Place frozen yogurt in storage container, with sheet of parchment pressed down on frozen yogurt, and freeze until hardened.
Makes 1 quart.
8 oz raw almonds
2 ½ c confectioners’ sugar
¾ c egg whites (6 eggs), room temp
¼ tsp sea salt
½ c plus 2 tbsp sugar
3 drops red food coloring
Line 2 baking sheets with parchment paper. Using a 2 to 2 ½ inch cookie cutter, trace the circles on the parchment to use as a guide to pipe out the macaron batter. Turn parchment over so that pencil marks are against the pan.
In a food processor, grind the almonds with ¼ c of the confectioners’ sugar until you have a fine nut flour (but not a paste!). Pulse in the rest of the confectioners’ sugar.

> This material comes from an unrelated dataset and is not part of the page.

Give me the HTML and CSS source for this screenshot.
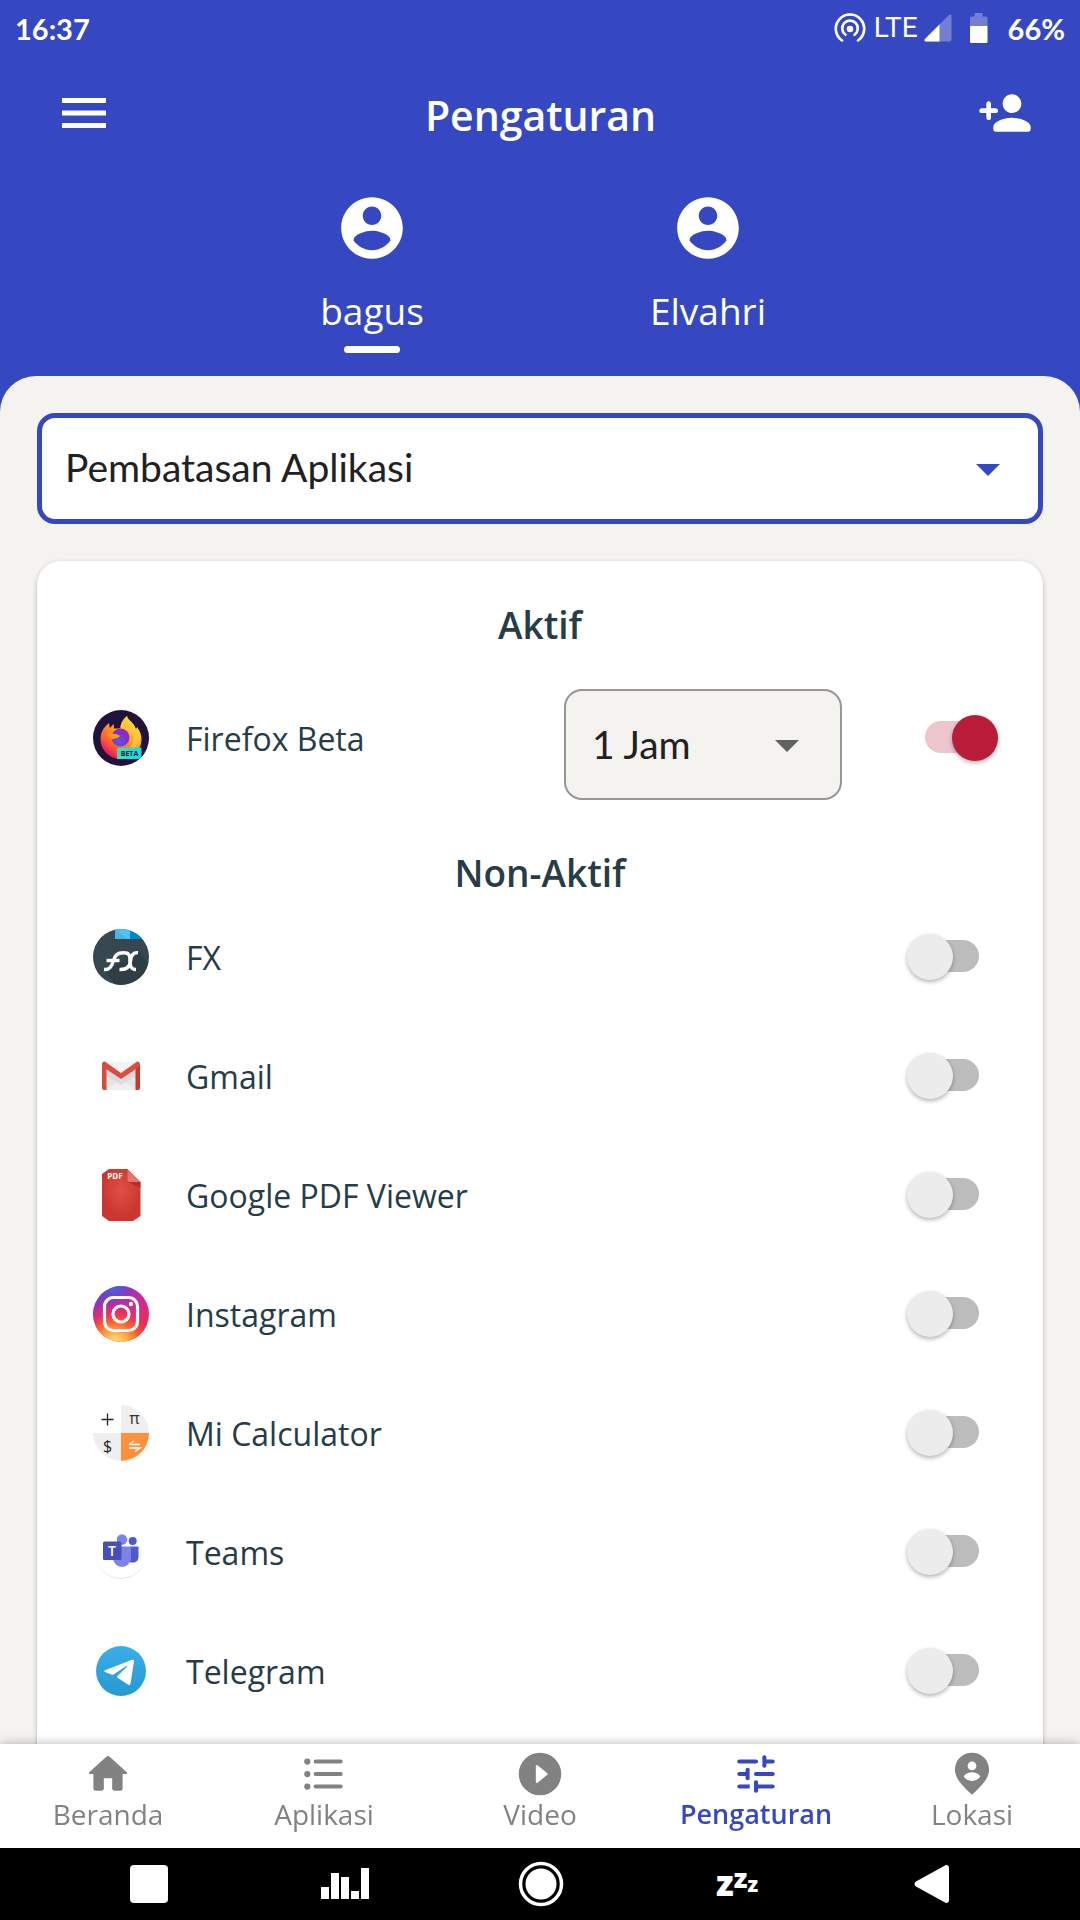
FILE: index.html
```html
<!DOCTYPE html>
<html lang="id">
<head>
<meta charset="utf-8">
<meta name="viewport" content="width=device-width, initial-scale=1">
<title>Pengaturan</title>
<link rel="stylesheet" href="styles.css">
</head>
<body>
<div class="app">
  <header class="header">
    <div class="status">
      <span class="status-time">16:37</span>
      <div class="status-icons">
        <svg class="hotspot" viewBox="0 0 32 32" aria-hidden="true"><g fill="none" stroke="#fff" stroke-width="2.600" stroke-linecap="round"><path d="M8 28.500a14.200 14.200 0 1 1 16 0"/><path d="M11.500 22.800a7.800 7.800 0 1 1 9 0"/></g><circle cx="16" cy="17" r="3.300" fill="#fff"/></svg>
        <span class="status-net">LTE</span>
        <svg class="signal" viewBox="0 0 28 28" aria-hidden="true"><path d="M27.500 2v23.500a2 2 0 0 1-2 2H2c-1.500 0-2-1.500-1-2.500L25 1c1-1 2.500-.5 2.500 1z" fill="#fff" opacity=".3"/><path d="M15.500 10.500v17H2c-1.500 0-2-1.500-1-2.500z" fill="#fff"/></svg>
        <svg class="battery" viewBox="0 0 18 30" aria-hidden="true"><path d="M4.500 0h8v3.500H16a1.500 1.500 0 0 1 1.500 1.500v8H0V5a1.500 1.500 0 0 1 1.500-1.500h3z" fill="#fff" opacity=".3"/><path d="M0 13h17.500v15.500a1.500 1.500 0 0 1-1.500 1.500H1.500A1.500 1.500 0 0 1 0 28.500z" fill="#fff"/></svg>
        <span class="status-level">66%</span>
      </div>
    </div>
    <div class="appbar">
      <button class="icon-button" type="button" aria-label="Menu">
        <svg class="menu-icon" viewBox="0 0 44 30"><path d="M0 0h44v5H0zM0 12.500h44v5H0zM0 25h44v5H0z" fill="#fff"/></svg>
      </button>
      <h1 class="title">Pengaturan</h1>
      <button class="icon-button" type="button" aria-label="Tambah anak">
        <svg class="add-icon" viewBox="0 0 24 24"><path fill="#fff" d="M15 12c2.210 0 4-1.790 4-4s-1.790-4-4-4-4 1.790-4 4 1.790 4 4 4zm-9-2V8c0-.55-.45-1-1-1s-1 .45-1 1v2H2c-.55 0-1 .45-1 1s.45 1 1 1h2v2c0 .55.45 1 1 1s1-.45 1-1v-2h2c.55 0 1-.45 1-1s-.45-1-1-1H6zm9 4c-2.670 0-8 1.340-8 4v1c0 .55.45 1 1 1h14c.55 0 1-.45 1-1v-1c0-2.660-5.330-4-8-4z"/></svg>
      </button>
    </div>
    <div class="profiles">
      <button class="profile profile-active" type="button">
        <svg class="avatar" viewBox="0 0 24 24"><path fill="#fff" d="M12 2C6.480 2 2 6.480 2 12s4.480 10 10 10 10-4.480 10-10S17.520 2 12 2zm0 3c1.660 0 3 1.340 3 3s-1.340 3-3 3-3-1.340-3-3 1.340-3 3-3zm0 14.200c-2.500 0-4.710-1.280-6-3.220.03-1.990 4-3.080 6-3.080 1.990 0 5.970 1.090 6 3.080-1.290 1.940-3.500 3.220-6 3.220z"/></svg>
        <span>bagus</span>
      </button>
      <button class="profile" type="button">
        <svg class="avatar" viewBox="0 0 24 24"><path fill="#fff" d="M12 2C6.480 2 2 6.480 2 12s4.480 10 10 10 10-4.480 10-10S17.520 2 12 2zm0 3c1.660 0 3 1.340 3 3s-1.340 3-3 3-3-1.340-3-3 1.340-3 3-3zm0 14.200c-2.500 0-4.710-1.280-6-3.220.03-1.990 4-3.080 6-3.080 1.990 0 5.970 1.090 6 3.080-1.290 1.940-3.500 3.220-6 3.220z"/></svg>
        <span>Elvahri</span>
      </button>
    </div>
  </header>

  <main class="sheet">
    <div class="picker">
      <select class="picker-field" aria-label="Jenis pengaturan"><option>Pembatasan Aplikasi</option></select>
      <svg class="arrow" viewBox="0 0 24 12" aria-hidden="true"><path d="M0 0h24L12 12z"/></svg>
    </div>

    <section class="card">
      <h2 class="section-title section-first">Aktif</h2>
      <div class="row">
        <svg class="app-icon" viewBox="0 0 56 56" aria-hidden="true">
          <defs>
            <linearGradient id="flame" x1=".8" y1=".1" x2=".2" y2=".9"><stop offset="0" stop-color="#ffdf3a"/><stop offset=".45" stop-color="#ff9a1f"/><stop offset=".8" stop-color="#ff5535"/><stop offset="1" stop-color="#e31567"/></linearGradient>
            <radialGradient id="globe" cx=".4" cy=".7"><stop offset="0" stop-color="#5a58e8"/><stop offset="1" stop-color="#8a28c8"/></radialGradient>
            <linearGradient id="tag"><stop offset="0" stop-color="#3fe0b0"/><stop offset="1" stop-color="#0fdcf0"/></linearGradient>
          </defs>
          <circle cx="28" cy="28" r="28" fill="#20123a"/>
          <path d="M28 49C16 49 7.500 40 7.500 28.500c0-6 3-11 8.500-15.500l.8 5 4-4 .2 4.500c3.500 0 5.500 0 6.500-.5 0-4.500 3-9 6.500-12 1.500 5 7 6 9 13l1-2c3 4 4.500 8 4.500 12C48.500 41 39.500 49 28 49z" fill="url(#flame)"/>
          <path d="M34 6c-4 3-6.500 7-6.500 12 8 0 13 5 13 12-.5 6-5 10-11 11 9 1 17-5 18-14-1-9-12-10-13.500-21z" fill="#ffc93c" opacity=".75"/>
          <circle cx="27.500" cy="27.500" r="9" fill="url(#globe)"/>
          <path d="M14 24c5-1 9-.5 13 2-2 3-6 2-7.500 3.500C17 28 15.500 26 14 24z" fill="#ff9a1f"/>
          <path d="M27 37.500h21.500v7.500a4 4 0 0 1-4 4H24v-8.500a3 3 0 0 1 3-3z" fill="url(#tag)"/>
          <text x="36.500" y="46" font-size="7" font-weight="700" text-anchor="middle" fill="#20123a">BETA</text>
        </svg>
        <label class="app-name" for="app-firefox">Firefox Beta</label>
        <div class="limit">
          <select class="limit-field" aria-label="Batas waktu Firefox Beta"><option>1 Jam</option></select>
          <svg class="arrow" viewBox="0 0 24 12" aria-hidden="true"><path d="M0 0h24L12 12z"/></svg>
        </div>
        <input class="switch" type="checkbox" role="switch" id="app-firefox" checked>
      </div>

      <h2 class="section-title section-next">Non-Aktif</h2>
      <div class="row">
        <svg class="app-icon" viewBox="0 0 56 56" aria-hidden="true">
          <defs><clipPath id="disc"><circle cx="28" cy="28" r="28"/></clipPath></defs>
          <g clip-path="url(#disc)">
            <path d="M0 0h56v56H0z" fill="#37474f"/>
            <path d="M45 23l11 11v22H22L12 42z" fill="#2f3e45"/>
            <path d="M22 0h16v10H22z" fill="#4fc3f7"/><path d="M22 0l12 10H22z" fill="#45b5ea"/>
            <path d="M37 0h14v10H37z" fill="#0288d1"/>
          </g>
          <g fill="none" stroke="#fff" stroke-width="3.400"><path d="M11 40.500c6 .5 7.500-3 9.500-9 1.700-5 3.500-8 10.500-7.800 6 0 6 3.800 6 8.300s1 8.700 6 8.500"/><path d="M13.500 31.500h13"/><path d="M45 23.700c-5.500-.5-7 3.300-7.500 8.300-.6 5.500-3.500 9-11 8.500"/></g>
        </svg>
        <label class="app-name" for="app-fx">FX</label>
        <input class="switch" type="checkbox" role="switch" id="app-fx">
      </div>
      <div class="row">
        <svg class="app-icon" viewBox="0 0 56 56" aria-hidden="true">
          <path d="M10 14h36v28H10z" fill="#e6e6e6"/><path d="M13 14h30L28 27z" fill="#f3f3f3"/><path d="M28 31l-15 11h30z" fill="#efefef"/><path d="M13 20l15 11 15-11v8l-15 9-15-9z" fill="#d2d2d2" opacity=".6"/>
          <path d="M9 17h4.500v25H11a2 2 0 0 1-2-2z" fill="#d54b3d"/><path d="M42.500 17H47v23a2 2 0 0 1-2 2h-2.500z" fill="#c0392b"/>
          <path d="M9 16c0-2 2-3 3.500-2L28 25l15.500-11c1.500-1 3.500 0 3.500 2 0 1.500-.5 2.500-1.500 3.200L28 31 10.500 19.200C9.500 18.500 9 17.500 9 16z" fill="#de4b3e"/>
        </svg>
        <label class="app-name" for="app-gmail">Gmail</label>
        <input class="switch" type="checkbox" role="switch" id="app-gmail">
      </div>
      <div class="row">
        <svg class="app-icon" viewBox="0 0 56 56" aria-hidden="true">
          <defs><radialGradient id="pdf" cy=".4"><stop offset="0" stop-color="#df5047"/><stop offset="1" stop-color="#cb372f"/></radialGradient></defs>
          <path d="M16 2h18.500L47.500 15v34L40 54H16l-7-5V7z" fill="url(#pdf)"/>
          <path d="M35 15h12.500v6z" fill="#a92a25" opacity=".7"/><path d="M34.500 2.500L47.500 15H37a2.500 2.500 0 0 1-2.500-2.500z" fill="#e57373"/>
          <text x="22" y="12" font-size="8" font-weight="700" text-anchor="middle" fill="#fff">PDF</text>
        </svg>
        <label class="app-name" for="app-pdf">Google PDF Viewer</label>
        <input class="switch" type="checkbox" role="switch" id="app-pdf">
      </div>
      <div class="row">
        <svg class="app-icon" viewBox="0 0 56 56" aria-hidden="true">
          <defs>
            <linearGradient id="ig" x1=".2" y1="0" x2=".7" y2="1"><stop offset="0" stop-color="#6a3bd0"/><stop offset=".4" stop-color="#c32aa3"/><stop offset=".8" stop-color="#e8305a"/></linearGradient>
            <radialGradient id="igWarm" cx=".4" cy="1.050" r=".8"><stop offset="0" stop-color="#ffe08a"/><stop offset=".2" stop-color="#ffc65c"/><stop offset=".5" stop-color="#ff6a2c"/><stop offset=".75" stop-color="#f0304e" stop-opacity=".6"/><stop offset="1" stop-color="#d62976" stop-opacity="0"/></radialGradient>
            <radialGradient id="igCool" cx=".35" cy="-.05" r=".45"><stop offset="0" stop-color="#2f7be8"/><stop offset="1" stop-color="#5a3fd0" stop-opacity="0"/></radialGradient>
          </defs>
          <circle cx="28" cy="28" r="28" fill="url(#ig)"/><circle cx="28" cy="28" r="28" fill="url(#igWarm)"/><circle cx="28" cy="28" r="28" fill="url(#igCool)"/>
          <g fill="none" stroke="#fff" stroke-width="3.200"><rect x="11.500" y="11.500" width="33" height="33" rx="9"/><circle cx="28" cy="28" r="8"/></g><circle cx="38" cy="18" r="2.200" fill="#fff"/>
        </svg>
        <label class="app-name" for="app-instagram">Instagram</label>
        <input class="switch" type="checkbox" role="switch" id="app-instagram">
      </div>
      <div class="row">
        <svg class="app-icon" viewBox="0 0 56 56" aria-hidden="true">
          <path d="M28 0a28 28 0 0 1 28 28H28zM28 56A28 28 0 0 1 0 28h28z" fill="#efefef"/><path d="M56 28a28 28 0 0 1-28 28V28z" fill="#ff8f3a"/>
          <path d="M8.500 14.500h12M14.500 8.500v12" stroke="#222" stroke-width="1.300"/>
          <text x="41.500" y="19" font-size="16" text-anchor="middle" fill="#333">π</text>
          <text x="14.500" y="46.500" font-size="16" text-anchor="middle" fill="#222">$</text>
          <path d="M36 39.500h11M36 39.500l5-3.500M36 43h11l-5 3.500" fill="none" stroke="#fff" stroke-width="1.500"/>
        </svg>
        <label class="app-name" for="app-calculator">Mi Calculator</label>
        <input class="switch" type="checkbox" role="switch" id="app-calculator">
      </div>
      <div class="row">
        <svg class="app-icon" viewBox="0 0 56 56" aria-hidden="true">
          <circle cx="28" cy="29.300" r="25.500" fill="#dcdcdc"/><circle cx="28" cy="28" r="26" fill="#fff"/>
          <circle cx="39.700" cy="17" r="4" fill="#5059c9"/><path d="M37 22.500h8.500v10c0 4-2.500 6-5.500 6h-3z" fill="#5059c9"/>
          <circle cx="29" cy="15.500" r="5.200" fill="#7b83eb"/><path d="M20 22.500h16a2 2 0 0 1 2 2V34a9 9 0 0 1-18 0z" fill="#7b83eb"/>
          <rect x="10" y="17.500" width="18.500" height="18.500" rx="1.500" fill="#464eb8"/>
          <text x="19" y="32" font-size="14" font-weight="600" text-anchor="middle" fill="#fff">T</text>
        </svg>
        <label class="app-name" for="app-teams">Teams</label>
        <input class="switch" type="checkbox" role="switch" id="app-teams">
      </div>
      <div class="row">
        <svg class="app-icon" viewBox="0 0 56 56" aria-hidden="true">
          <defs><linearGradient id="tg" x2="0" y2="1"><stop offset="0" stop-color="#3aaeea"/><stop offset="1" stop-color="#2799d0"/></linearGradient></defs>
          <circle cx="28" cy="28" r="25" fill="url(#tg)"/>
          <path d="M12 29c-1-.4-1-1.300 0-1.800L39 16.800c1.300-.5 2.200.2 2 1.700l-3.500 22c-.3 1.600-1.500 2-2.700 1.100L25 35c-1-.8-1-1.600-.2-2.400l9.200-8.900c.7-.8 0-1.200-.8-.7L20.500 31.500c-.7.4-1.400.4-2.200.1z" fill="#fff"/>
        </svg>
        <label class="app-name" for="app-telegram">Telegram</label>
        <input class="switch" type="checkbox" role="switch" id="app-telegram">
      </div>
    </section>
  </main>

  <nav class="tabs">
    <a class="tab" href="#beranda">
      <svg class="tab-icon" viewBox="0 0 24 24"><path d="M10 19v-5h4v5c0 .55.45 1 1 1h3c.55 0 1-.45 1-1v-7h1.700c.46 0 .68-.57.33-.87L12.670 3.600c-.38-.34-.96-.34-1.340 0l-8.360 7.530c-.34.3-.13.87.33.87H5v7c0 .55.45 1 1 1h3c.55 0 1-.45 1-1z"/></svg>
      <span>Beranda</span>
    </a>
    <a class="tab" href="#aplikasi">
      <svg class="tab-icon" viewBox="0 0 24 24"><circle cx="4" cy="6" r="1.500"/><circle cx="4" cy="12" r="1.500"/><circle cx="4" cy="18" r="1.500"/><path d="M8 6h12M8 12h12M8 18h12" stroke="currentColor" stroke-width="2" stroke-linecap="round"/></svg>
      <span>Aplikasi</span>
    </a>
    <a class="tab" href="#video">
      <svg class="tab-icon" viewBox="0 0 24 24"><path fill-rule="evenodd" d="M12 1.800a10.200 10.200 0 1 0 0 20.400 10.200 10.200 0 0 0 0-20.400zM10 8.200c0-.4.500-.6.800-.4l4.700 3.800c.3.200.3.600 0 .8l-4.700 3.800c-.3.200-.8 0-.8-.4z"/></svg>
      <span>Video</span>
    </a>
    <a class="tab tab-current" href="#pengaturan" aria-current="page">
      <svg class="tab-icon" viewBox="0 0 24 24"><path d="M4 6h8M16 6h4M16 4v4M4 12h4M8 10v4M12 12h8M4 18h5M12 18h8M12 16v4" fill="none" stroke="currentColor" stroke-width="2" stroke-linecap="round"/><path d="M13 4.500h2v3h-2zM9 10.500h2v3H9zM9 16.500h2v3H9z" fill="#fff"/></svg>
      <span>Pengaturan</span>
    </a>
    <a class="tab" href="#lokasi">
      <svg class="tab-icon" viewBox="0 0 24 24"><path fill-rule="evenodd" d="M12 1.800c-4.700 0-8.200 3.700-8.200 8.200 0 3.600 3 7.400 8.200 12 5.200-4.600 8.200-8.400 8.200-12 0-4.500-3.500-8.200-8.200-8.200zM12 6a2 2 0 1 1 0 4.200A2 2 0 0 1 12 6zM12 15.300c-1.700 0-3.200-.8-4-2.200.8-1.300 2.600-1.900 4-1.900s3.200.6 4 1.900c-.8 1.400-2.300 2.200-4 2.200z"/></svg>
      <span>Lokasi</span>
    </a>
  </nav>

  <div class="sysbar">
    <button class="sys" type="button" aria-label="Terbaru"><svg viewBox="0 0 60 48"><rect x="11" y="5" width="38" height="38" rx="4"/></svg></button>
    <button class="sys" type="button" aria-label="Volume"><svg viewBox="0 0 60 48"><path d="M6 27h8v12H6zM16 13h8v26h-8zM26 17h8v22h-8zM36 31h8v8h-8zM46 8h8v31h-8z"/></svg></button>
    <button class="sys" type="button" aria-label="Beranda sistem"><svg viewBox="0 0 60 48"><circle cx="30" cy="24" r="20.500" fill="none" stroke="#fff" stroke-width="3.500"/><circle cx="30" cy="24" r="15.500"/></svg></button>
    <button class="sys sleep" type="button"><span><span class="sleep-large">z</span><span class="sleep-medium">z</span><span class="sleep-small">z</span></span></button>
    <button class="sys" type="button" aria-label="Kembali"><svg viewBox="0 0 60 48"><path d="M13 21.500L42 5.500c2-1 4 0 4 2.500v32c0 2.500-2 3.500-4 2.500L13 26.500c-2-1-2-4 0-5z"/></svg></button>
  </div>
</div>
</body>
</html>
```

FILE: styles.css
```css
* {
  box-sizing: border-box;
}

body {
  margin: 0;
  font-family: "Open Sans", "Noto Sans", sans-serif;
  background: #3548c1;
}

svg {
  display: block;
  flex-shrink: 0;
}

button {
  padding: 0;
  border: 0;
  background: none;
  font: inherit;
  color: inherit;
}

.app {
  display: flex;
  flex-direction: column;
  height: 100vh;
}

.header {
  color: #fff;
}

/* Status bar */
.status {
  display: flex;
  justify-content: space-between;
  align-items: center;
  height: 56px;
  padding: 0 15px;
  font-family: Lato, sans-serif;
  font-size: 29px;
  font-weight: 700;
}

.status-icons {
  display: flex;
  align-items: center;
}

.hotspot {
  width: 32px;
  height: 32px;
  margin-right: 8px;
}

.status-net {
  margin-right: 6px;
  font-family: Roboto, sans-serif;
  font-size: 28px;
  font-weight: 400;
  line-height: 28px;
}

.signal {
  width: 28px;
  height: 28px;
  margin-right: 18px;
}

.battery {
  width: 18px;
  height: 30px;
  margin-right: 20px;
}

/* App bar */
.appbar {
  display: grid;
  grid-template-columns: 1fr auto 1fr;
  align-items: center;
  height: 114px;
  padding: 0 45px 0 54px;
}

.icon-button {
  display: grid;
  place-items: center;
  width: 60px;
  height: 60px;
}

.icon-button:last-child {
  justify-self: end;
}

.menu-icon {
  width: 44px;
  height: 30px;
}

.add-icon {
  width: 56px;
  height: 56px;
}

.title {
  margin: 0;
  padding: 4px 8px 0 0;
  font-size: 41px;
  font-weight: 600;
  line-height: 60px;
}

/* Profile switcher */
.profiles {
  display: flex;
  justify-content: center;
  padding: 21px 0 23px;
}

.profile {
  display: flex;
  flex-direction: column;
  align-items: center;
  gap: 9px;
  width: 336px;
  font-size: 37px;
  line-height: 52px;
}

.profile::after {
  content: "";
  width: 56px;
  height: 7px;
  border-radius: 4px;
}

.profile-active::after {
  background: #fff;
}

.avatar {
  width: 74px;
  height: 74px;
  margin-bottom: 11px;
}

/* Content sheet */
.sheet {
  flex: 1;
  min-height: 0;
  padding: 37px 37px 0;
  overflow-y: auto;
  scrollbar-width: none;
  border-radius: 36px 36px 0 0;
  background: #f5f3ef;
}

.picker,
.limit {
  display: grid;
  align-items: center;
}

.picker > *,
.limit > * {
  grid-area: 1 / 1;
}

.picker-field,
.limit-field {
  appearance: none;
  width: 100%;
  height: 111px;
  border-radius: 18px;
  color: #212121;
  font-family: Lato, sans-serif;
  font-size: 39px;
}

.picker-field {
  padding: 0 23px 4px;
  border: 5px solid #3548c1;
  background: #fff;
}

.limit-field {
  padding: 0 26px 2px;
  border: 2px solid #969696;
  background: #f5f3ef;
}

.arrow {
  justify-self: end;
  width: 24px;
  height: 12px;
  margin-top: 2px;
  margin-right: 43px;
  pointer-events: none;
  fill: #3548c1;
}

.limit .arrow {
  fill: #616161;
}

/* App list */
.card {
  margin-top: 37px;
  padding: 40px 0 48px;
  border-radius: 24px 24px 0 0;
  background: #fff;
  box-shadow: 0 2px 5px rgba(0, 0, 0, 0.25);
  color: #263c47;
}

.section-title {
  margin: 0;
  font-size: 37px;
  font-weight: 600;
  line-height: 48px;
  text-align: center;
}

.section-first {
  margin-bottom: 29px;
}

.section-next {
  margin-top: 52px;
}

.row {
  display: flex;
  align-items: center;
  min-height: 119px;
  padding: 0 64px 0 56px;
}

.app-icon {
  width: 56px;
  height: 56px;
  margin-right: 37px;
}

.app-name {
  flex: 1;
  padding-top: 3px;
  font-size: 32px;
  line-height: 44px;
}

.limit {
  align-self: flex-start;
  width: 278px;
  margin: 11px 83px -3px 0;
}

.switch {
  appearance: none;
  position: relative;
  width: 54px;
  height: 32px;
  margin: 0 0 2px;
  border-radius: 16px;
  background: #bcbcbc;
}

.switch::before {
  content: "";
  position: absolute;
  top: -6px;
  left: -18px;
  width: 46px;
  height: 46px;
  border-radius: 50%;
  background: #ececec;
  box-shadow: 0 2px 4px rgba(0, 0, 0, 0.3);
}

.switch:checked {
  background: #eec4cd;
}

.switch:checked::before {
  left: 27px;
  background: #b91c38;
}

/* Bottom tabs */
.tabs {
  position: relative;
  display: grid;
  grid-template-columns: repeat(5, 1fr);
  padding: 5px 0 19px;
  background: #fff;
  box-shadow: 0 0 10px rgba(0, 0, 0, 0.3);
}

.tab {
  display: flex;
  flex-direction: column;
  align-items: center;
  color: #828282;
  font-size: 28px;
  line-height: 30px;
  text-decoration: none;
}

.tab-current {
  color: #3548c1;
  font-size: 27px;
  font-weight: 600;
}

.tab-icon {
  width: 50px;
  height: 50px;
  fill: currentColor;
}

/* System navigation */
.sysbar {
  display: grid;
  grid-template-columns: repeat(5, 1fr);
  align-items: center;
  height: 72px;
  padding: 0 49px 0 51px;
  background: #000;
}

.sys {
  display: grid;
  place-items: center;
}

.sys svg {
  width: 60px;
  height: 48px;
  fill: #fff;
}

.sleep {
  color: #fff;
  font-weight: 800;
  line-height: 50px;
}

.sleep-large {
  font-size: 35px;
}

.sleep-medium {
  font-size: 27px;
  vertical-align: 8px;
}

.sleep-small {
  font-size: 21px;
  vertical-align: 4px;
}
```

Whip the egg whites and salt in a stand mixer until frothy. With mixer running slowly, add the granulated sugar 1 tbsp at a time, and whip until shiny and there are medium peaks. This took me 5 minutes.
Carefully fold in 1/3 of the almond mixture. Repeat with the rest of the almond mixture, 1/3 at a time. Then fold in the food coloring.
Place batter in large Ziploc bag. Cut a tiny snip off the corner, and use the Ziploc as your pastry bag. Starting in the middle of each circle, pipe batter around until it reaches the edges of the drawn circles.
Let batter dry 30 minutes before placing in oven.
Preheat oven to 300.
Bake macarons for about 18 minutes, rotating half-way through. You want them to look slightly risen, and be crisp and set on top.
Let cool completely. Then freeze them on the baking sheets for a couple of hours.
(This made 12 sandwiches for me, with lots of batter leftover.)